Since the divisions have been scrapped, the other future schedules were obviously thrown out as well.
Here are UVA’s opponents through 2026:
2023:
Home - Duke, GT, NC State and VT.
Away - BC, Louisville, Miami, UNC
2024:
Home - FSU, Louisville, UNC, and Wake
Away - Clemson, Duke, Pitt, and VT
2025:
Home - VC, Miami, Syracuse, and VT
Away - GT, Louisville, UNC, and NC State
2026:
Home - Clemson, Louisville, UNC, and Pitt
Away - FSU, Syracuse, VT, and Wake
The new scheduling is likely to be a hit among most fans and players as gone are the days where teams will only play at another team’s campus once a decade.

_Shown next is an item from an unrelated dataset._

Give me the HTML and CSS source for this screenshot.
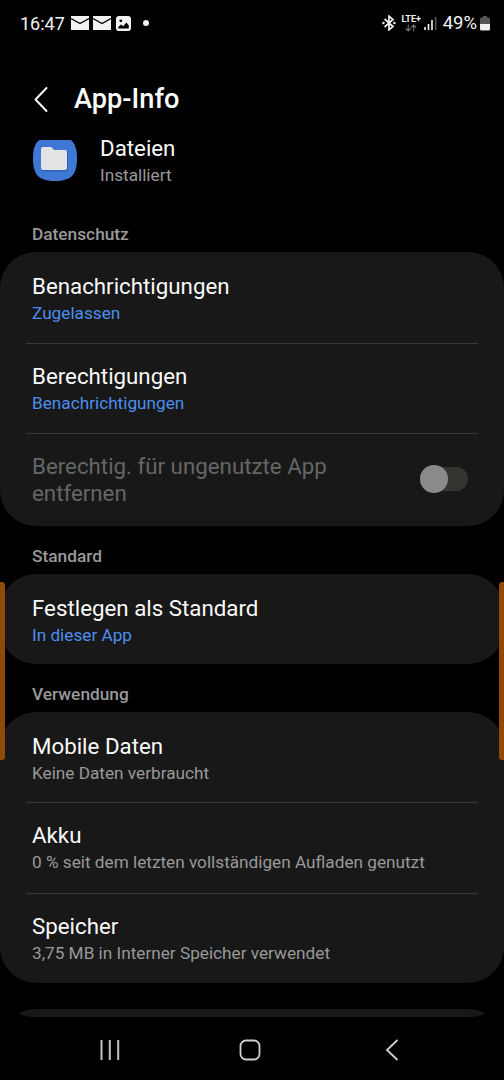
FILE: index.html
```
<!DOCTYPE html>
<html lang="de">
<head>
    <meta charset="UTF-8">
    <meta name="viewport" content="width=device-width, initial-scale=1.0">
    <title>App-Info</title>
    <link rel="stylesheet" href="styles.css">
</head>
<body>
    <div class="statusBar">
        <span class="time">16:47</span>
        <svg class="mail" width="18" height="14" viewBox="0 0 18 14">
            <rect width="18" height="14" fill="#f2f2f2"/>
            <path d="M0 2.5L9 7.5L18 2.5" fill="none" stroke="#000" stroke-width="1.4"/>
        </svg>
        <svg class="mail" width="18" height="14" viewBox="0 0 18 14">
            <rect width="18" height="14" fill="#f2f2f2"/>
            <path d="M0 2.5L9 7.5L18 2.5" fill="none" stroke="#000" stroke-width="1.4"/>
        </svg>
        <svg class="picture" width="15" height="15" viewBox="0 0 15 15">
            <rect x="0.8" y="0.8" width="13.4" height="13.4" rx="2" fill="none" stroke="#f2f2f2" stroke-width="1.6"/>
            <circle cx="4.8" cy="4.8" r="1.5" fill="#f2f2f2"/>
            <path d="M1 1H14V14H1Z" fill="#f2f2f2"/>
            <circle cx="4.8" cy="4.8" r="1.4" fill="#000"/>
            <path d="M2.3 12.4V11L5 8.4L7.3 10.2L10.4 6.6L12.8 9.4V12.4Z" fill="#000"/>
        </svg>
        <span class="dot"></span>

        <div class="statusRight">
            <svg class="bluetooth" width="14" height="16" viewBox="0 0 14 16">
                <path d="M2.6 4L11 11.5L7 14.8V1.2L11 4.5L2.6 12" fill="none" stroke="#f2f2f2" stroke-width="1.7"/>
                <circle cx="1.4" cy="8" r="1.2" fill="#f2f2f2"/>
                <circle cx="12.4" cy="8" r="1.2" fill="#f2f2f2"/>
            </svg>
            <div class="lte">
                <span>LTE+</span>
                <svg width="12" height="8" viewBox="0 0 12 8">
                    <path d="M3.3 0.5V7M0.8 4.5L3.3 7L5.8 4.5M8.7 7.5V1M6.2 3.5L8.7 1L11.2 3.5" fill="none" stroke="#707070" stroke-width="1.1"/>
                </svg>
            </div>
            <svg class="signal" width="13" height="14" viewBox="0 0 13 14">
                <path d="M1 11V14M4.5 8V14M8 4V14" stroke="#f2f2f2" stroke-width="1.6"/>
                <path d="M11.7 1V14" stroke="#555" stroke-width="1.6"/>
            </svg>
            <span class="percent">49%</span>
            <svg class="battery" width="10" height="15" viewBox="0 0 10 15">
                <path d="M3 0H7V1.5H8.5Q10 1.5 10 3V8H0V3Q0 1.5 1.5 1.5H3Z" fill="#555"/>
                <path d="M0 8H10V13Q10 14.5 8.5 14.5H1.5Q0 14.5 0 13Z" fill="#f2f2f2"/>
            </svg>
        </div>
    </div>

    <header class="header">
        <svg width="14" height="25" viewBox="0 0 14 25">
            <path d="M12.5 1L1.5 12.5L12.5 24" fill="none" stroke="#fafafa" stroke-width="1.9" stroke-linecap="round" stroke-linejoin="round"/>
        </svg>
        <h1>App-Info</h1>
    </header>

    <main class="content">
        <div class="app">
            <svg class="appIcon" width="46" height="41" viewBox="0 0 46 41">
                <path d="M23 -4C39 -4 45 2 45 18.5C45 35 39 41 23 41C7 41 1 35 1 18.5C1 2 7 -4 23 -4Z" fill="#3f78d4"/>
                <path d="M9 10Q9 8 11 8H33.5Q36 8 36 12.5V29Q36 31.5 33.5 31.5H11Q9 31 9 29Z" fill="#2d62b5"/>
                <path d="M9 9Q9 7 11 7H18.5Q19.5 7 20.2 7.8L22 9.8H33Q35 9.8 35 11.8V28Q35 30 33 30H11Q9 30 9 28Z" fill="#e2e3e5"/>
                <path d="M20.5 7H36V11.5Q35.500 9.800 33 9.800H22Z" fill="#3f78d4"/>
            </svg>
            <div class="appText">
                <div class="title">Dateien</div>
                <div class="sub">Installiert</div>
            </div>
        </div>

        <h2>Datenschutz</h2>
        <section class="card">
            <div class="row">
                <div class="title">Benachrichtigungen</div>
                <div class="sub blue">Zugelassen</div>
            </div>
            <div class="row">
                <div class="title">Berechtigungen</div>
                <div class="sub blue">Benachrichtigungen</div>
            </div>
            <div class="row switchRow">
                <div class="title disabled">Berechtig. für ungenutzte App entfernen</div>
                <div class="switch"><span class="knob"></span></div>
            </div>
        </section>

        <h2>Standard</h2>
        <section class="card">
            <div class="row">
                <div class="title">Festlegen als Standard</div>
                <div class="sub blue">In dieser App</div>
            </div>
        </section>

        <h2>Verwendung</h2>
        <section class="card">
            <div class="row">
                <div class="title">Mobile Daten</div>
                <div class="sub">Keine Daten verbraucht</div>
            </div>
            <div class="row">
                <div class="title">Akku</div>
                <div class="sub">0 % seit dem letzten vollständigen Aufladen genutzt</div>
            </div>
            <div class="row">
                <div class="title">Speicher</div>
                <div class="sub">3,75 MB in Interner Speicher verwendet</div>
            </div>
        </section>

        <section class="card nextCard"></section>
    </main>

    <nav class="navBar">
        <svg width="20" height="22" viewBox="0 0 20 22">
            <path d="M1.5 1V21M9.8 1V21M18.2 1V21" stroke="#c4c4c4" stroke-width="2"/>
        </svg>
        <svg class="home" width="22" height="22" viewBox="0 0 22 22">
            <rect x="1.5" y="1.5" width="19" height="19" rx="5.5" fill="none" stroke="#d0d0d0" stroke-width="1.8"/>
        </svg>
        <svg width="14" height="22" viewBox="0 0 14 22">
            <path d="M12.5 1L2 11L12.5 21" fill="none" stroke="#d0d0d0" stroke-width="1.8"/>
        </svg>
    </nav>

    <div class="edge edgeLeft"></div>
    <div class="edge edgeRight"></div>
</body>
</html>
```
FILE: styles.css
```
* {
    box-sizing: border-box;
}

body {
    margin: 0;
    height: 1080px;
    position: relative;
    overflow: hidden;
    display: flex;
    flex-direction: column;
    background-color: #000;
    color: #fafafa;
    font-family: Roboto, "Liberation Sans", sans-serif;
}

svg {
    display: block;
    flex-shrink: 0;
}

.statusBar {
    height: 46px;
    padding: 0 14px 0 20px;
    display: flex;
    align-items: center;
    color: #f2f2f2;
    font-size: 18px;
}

.time {
    width: 51px;
}

.mail {
    margin-right: 4px;
}

.picture {
    margin-left: 1px;
    border-radius: 2px;
}

.dot {
    width: 6px;
    height: 6px;
    margin-left: 12px;
    border-radius: 50%;
    background-color: #f2f2f2;
}

.statusRight {
    margin-left: auto;
    display: flex;
    align-items: center;
}

.bluetooth {
    margin-right: 1px;
}

.lte {
    width: 19px;
    margin-left: 5px;
    display: flex;
    flex-direction: column;
    align-items: center;
    font-size: 9px;
    font-weight: 700;
    line-height: 8px;
}

.lte svg {
    margin-top: 1px;
}

.signal {
    margin: 0 6px 0 3px;
}

.percent {
    font-size: 18.5px;
}

.battery {
    margin-left: 3px;
}

.header {
    height: 89px;
    padding: 17px 0 0 34px;
    display: flex;
    align-items: center;
    gap: 26px;
}

h1 {
    margin: 0;
    font-size: 27.2px;
    font-weight: 500;
}

.content {
    height: 882px;
    overflow: hidden;
    border-radius: 0 0 34px 34px;
}

.app {
    height: 82px;
    padding-left: 32px;
    display: flex;
    align-items: flex-start;
    gap: 22px;
}

.appIcon {
    margin-top: 5px;
}

h2 {
    margin: 0;
    height: 35px;
    padding-left: 32px;
    color: #999;
    font-size: 17.3px;
    font-weight: 500;
    line-height: 35px;
}

.card {
    margin-bottom: 12.5px;
    padding: 0 26px;
    border-radius: 36px;
    background-color: #181818;
}

.row {
    height: 90.5px;
    padding: 21px 6px 0;
}

.row + .row {
    padding-top: 19px;
    border-top: 1.5px solid #383838;
}

.title {
    font-size: 22.3px;
    line-height: 27px;
}

.sub {
    color: #999;
    font-size: 17.2px;
    line-height: 27px;
}

.blue {
    color: #4c8eee;
}

.switchRow {
    height: 93px;
    display: flex;
    justify-content: space-between;
}

.disabled {
    width: 320px;
    color: #666;
}

.switch {
    width: 48px;
    height: 24px;
    margin: 14px 4px 0 0;
    display: flex;
    align-items: center;
    border-radius: 12px;
    background-color: #35352f;
}

.knob {
    width: 28px;
    height: 28px;
    border-radius: 50%;
    background-color: #8a8a8a;
}

.nextCard {
    height: 90px;
    margin-top: 26px;
}

.navBar {
    height: 63px;
    padding: 3px 105px 0 100px;
    display: flex;
    align-items: center;
    justify-content: space-between;
}

.home {
    margin-right: 5px;
}

/* edge panel handles lie over the content on both sides */
.edge {
    position: absolute;
    top: 582px;
    width: 5px;
    height: 178px;
    background-color: #8f4a08;
}

.edgeLeft {
    left: 0;
    border-radius: 0 3px 3px 0;
}

.edgeRight {
    right: 0;
    border-radius: 3px 0 0 3px;
}
```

Virginia’s Athletic Director, Carla Williams, said “The new model creates several enhancements for ACC football, which will be beneficial to the league, our student-athletes and our fans.”
New head coach Tony Elliott also seems to be a big fan of the new schedules saying “I am excited to compete under the new scheduling model. I am very grateful that our student-athletes will have an opportunity to experience a game day environment at every other institution in the ACC.”
While most will be fans, UVA fans will likely gripe that they remain stuck with Louisville as a primary opponent despite having no history with the Cardinals other than playing them every year for the past decade. Similarly, fans in North Carolina are complaining that the four NC schools should have been paired together with only Duke drawing the three other in state schools as their primary schools.